Records with interface code:
************

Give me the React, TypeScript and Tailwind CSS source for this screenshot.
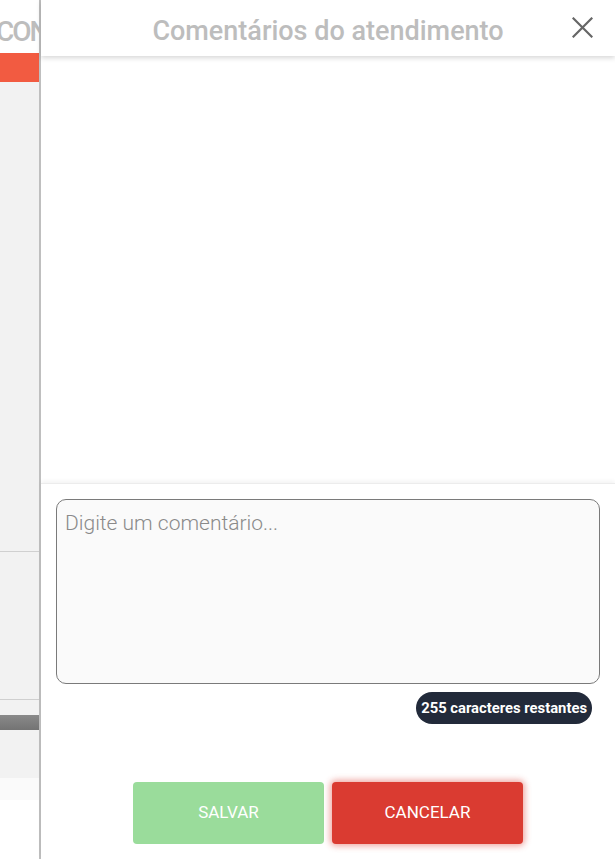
import React from "react";

export default function App() {
  return (
    <div className="flex h-[859px] w-[615px] overflow-hidden bg-white" style={{ fontFamily: "Roboto, 'Noto Sans', sans-serif" }}>
      {/* left background page */}
      <div className="flex w-[39px] shrink-0 flex-col overflow-hidden">
        <div className="h-[53px] shrink-0 overflow-hidden whitespace-nowrap bg-white pt-[17px]">
          <span className="ml-[-4px] block text-[28px] font-medium leading-[30px] tracking-[-2px] text-[#bdbdbd]">CONSULTA</span>
        </div>
        <div className="h-[29px] shrink-0 bg-[#f25b41]" />
        <div className="h-[469px] shrink-0 bg-[#f2f2f2]" />
        <div className="h-px shrink-0 bg-[#d0d0d0]" />
        <div className="h-[147px] shrink-0 bg-[#f2f2f2]" />
        <div className="h-px shrink-0 bg-[#cfcfcf]" />
        <div className="h-[15px] shrink-0 bg-[#f2f2f2]" />
        <div className="h-[15px] shrink-0 bg-gradient-to-b from-[#8a8a8a] to-[#737373]" />
        <div className="h-[48px] shrink-0 bg-[#f2f2f2]" />
        <div className="h-[22px] shrink-0 bg-[#fafafa]" />
        <div className="flex-1 bg-white" />
      </div>
      <div className="w-[2px] shrink-0 bg-[#bfbfbf]" />
      {/* right panel */}
      <div className="flex min-w-0 flex-1 flex-col bg-white">
        <div className="relative z-10 flex h-[56px] shrink-0 items-center justify-center bg-white shadow-[0_2px_5px_rgba(0,0,0,0.16)]">
          <h1 className="mt-[7px] text-[27px] font-medium leading-none text-[#bdbdbd]">Comentários do atendimento</h1>
          <button className="absolute right-[22px] top-[16px] flex h-[22px] w-[22px] items-center justify-center text-[#666666]">
            <svg width="21" height="21" viewBox="0 0 21 21" fill="none" stroke="currentColor" strokeWidth="2.2" strokeLinecap="square">
              <path d="M1.5 1.5 L19.5 19.5 M19.5 1.5 L1.5 19.5" />
            </svg>
          </button>
        </div>
        <div className="h-[427px] shrink-0 bg-white" />
        <div className="flex flex-1 flex-col border-t border-[#ececec] px-[15px] pt-[15px] shadow-[0_-2px_4px_rgba(0,0,0,0.05)]">
          <textarea
            placeholder="Digite um comentário..."
            className="h-[185px] w-full resize-none rounded-[10px] border border-[#7a7a7a] bg-[#fafafa] px-[8px] py-[10px] text-[21px] font-light leading-[26px] text-[#555] outline-none placeholder:text-[#8a8a8a]"
          />
          <div className="mt-[8px] flex justify-end pr-[8px]">
            <span className="flex h-[32px] items-center rounded-full bg-[#222a3a] px-[5px] text-[14.8px] font-bold text-white">
              255 caracteres restantes
            </span>
          </div>
          <div className="mt-[58px] flex justify-center gap-[8px]">
            <button className="flex h-[62px] w-[191px] items-center justify-center rounded-[4px] bg-[#9adc9b] text-[17px] text-white">
              SALVAR
            </button>
            <button className="flex h-[62px] w-[191px] items-center justify-center rounded-[4px] bg-[#da3b31] text-[17px] text-white shadow-[0_0_6px_2px_rgba(218,59,49,0.45)]">
              CANCELAR
            </button>
          </div>
        </div>
      </div>
    </div>
  );
}
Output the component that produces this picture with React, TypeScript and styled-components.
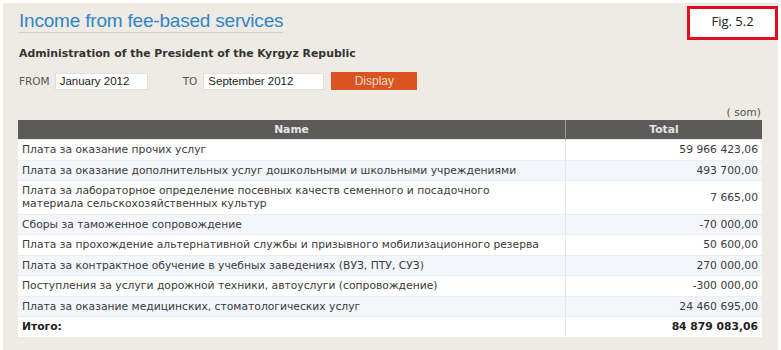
import React from "react";
import styled, { createGlobalStyle } from "styled-components";

const Global = createGlobalStyle`
  html, body { margin: 0; padding: 0; background: #ffffff; }
  body { font-family: "DejaVu Sans", Verdana, sans-serif; }
`;

const Panel = styled.div`
  position: relative;
  margin: 3px 3px 0 3px;
  height: 347px;
  background: #eeebe5;
  padding: 8px 16px 0 15px;
  box-sizing: border-box;
`;

const Title = styled.h1`
  display: inline-block;
  margin: 0 0 0 1px;
  font-family: "Liberation Sans", Arial, sans-serif;
  font-weight: normal;
  font-size: 19px;
  letter-spacing: -0.2px;
  line-height: 20px;
  color: #2f85c6;
  padding-bottom: 1px;
  border-bottom: 1px solid #c9d3dc;
`;

const FigBox = styled.div`
  position: absolute;
  top: 3px;
  right: 0px;
  width: 81px;
  border: 3px solid #e0101e;
  background: #ffffff;
  font-family: "Open Sans", "Liberation Sans", sans-serif;
  font-size: 13px;
  color: #222;
  display: flex;
  justify-content: center;
  padding: 3px 2px 0;
  box-sizing: content-box;
  height: 25px;
`;

const Subtitle = styled.div`
  margin: 14px 0 0 1px;
  font-weight: bold;
  font-size: 10.9px;
  color: #333;
  line-height: 14px;
`;

const FormRow = styled.div`
  display: flex;
  align-items: center;
  margin: 11px 0 0 1px;
  height: 18px;
`;

const Label = styled.span<{ gap: number; lead?: number }>`
  font-size: 10.5px;
  color: #555;
  margin-left: ${(p) => p.lead ?? 0}px;
  margin-right: ${(p) => p.gap}px;
`;

const Field = styled.div<{ w: number }>`
  width: ${(p) => p.w}px;
  height: 17px;
  background: #fff;
  border: 1px solid #e2dfd8;
  box-sizing: border-box;
  font-family: "Liberation Sans", Arial, sans-serif;
  font-size: 11.5px;
  color: #222;
  line-height: 15px;
  padding-left: 4px;
`;

const Button = styled.div`
  width: 86px;
  height: 18px;
  margin-left: 7px;
  background: #d95420;
  color: #f6d8c8;
  font-family: "Liberation Sans", Arial, sans-serif;
  font-size: 12px;
  display: flex;
  align-items: center;
  justify-content: center;
`;

const Unit = styled.div`
  margin-top: 17px;
  text-align: right;
  font-size: 10.75px;
  color: #555;
  line-height: 12px;
  padding-right: 1px;
`;

const Table = styled.table`
  width: 744px;
  margin-top: 1px;
  border-collapse: collapse;
  font-size: 10.75px;
  color: #333;
`;

const Th = styled.th`
  background: #5b5b59;
  color: #e6e6e6;
  font-weight: bold;
  font-size: 10.75px;
  height: 19px;
  padding: 0;
  text-align: center;
  & + & { border-left: 1px solid #9a9a98; }
`;

const Tr = styled.tr<{ alt: boolean }>`
  background: ${(p) => (p.alt ? "#f3f6fb" : "#ffffff")};
  border-top: 1px solid #e9edf2;
`;

const NameTd = styled.td<{ bold?: boolean }>`
  padding: 3.25px 4px;
  line-height: 13px;
  font-weight: ${(p) => (p.bold ? "bold" : "normal")};
  color: ${(p) => (p.bold ? "#222" : "#3a3a3a")};
  width: 539px;
`;

const NumTd = styled.td<{ bold?: boolean }>`
  padding: 3.25px 4px;
  text-align: right;
  line-height: 13px;
  font-weight: ${(p) => (p.bold ? "bold" : "normal")};
  color: ${(p) => (p.bold ? "#222" : "#3a3a3a")};
  border-left: 1px solid #e4e8ee;
  white-space: nowrap;
`;

const rows: [string[], string][] = [
  [["Плата за оказание прочих услуг"], "59 966 423,06"],
  [["Плата за оказание дополнительных услуг дошкольными и школьными учреждениями"], "493 700,00"],
  [["Плата за лабораторное определение посевных качеств семенного и посадочного", "материала сельскохозяйственных культур"], "7 665,00"],
  [["Сборы за таможенное сопровождение"], "-70 000,00"],
  [["Плата за прохождение альтернативной службы и призывного мобилизационного резерва"], "50 600,00"],
  [["Плата за контрактное обучение в учебных заведениях (ВУЗ, ПТУ, СУЗ)"], "270 000,00"],
  [["Поступления за услуги дорожной техники, автоуслуги (сопровождение)"], "-300 000,00"],
  [["Плата за оказание медицинских, стоматологических услуг"], "24 460 695,00"],
];

export default function App() {
  return (
    <>
      <Global />
      <Panel>
        <Title>Income from fee-based services</Title>
        <FigBox>Fig. 5.2</FigBox>
        <Subtitle>Administration of the President of the Kyrgyz Republic</Subtitle>
        <FormRow>
          <Label gap={5}>FROM</Label>
          <Field w={93}>January 2012</Field>
          <Label gap={6} lead={35}>TO</Label>
          <Field w={121}>September 2012</Field>
          <Button>Display</Button>
        </FormRow>
        <Unit>( som)</Unit>
        <Table>
          <thead>
            <tr>
              <Th>Name</Th>
              <Th>Total</Th>
            </tr>
          </thead>
          <tbody>
            {rows.map(([lines, v], i) => (
              <Tr key={i} alt={i % 2 === 1}>
                <NameTd>
                  {lines.map((l, j) => (
                    <React.Fragment key={j}>
                      {j > 0 && <br />}
                      {l}
                    </React.Fragment>
                  ))}
                </NameTd>
                <NumTd>{v}</NumTd>
              </Tr>
            ))}
            <Tr alt={false}>
              <NameTd bold>Итого:</NameTd>
              <NumTd bold>84 879 083,06</NumTd>
            </Tr>
          </tbody>
        </Table>
      </Panel>
    </>
  );
}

************

• _The problem_:
Tell how many lines in the records above contain "components", giving the number and no other words.

• _Finished answer_:
2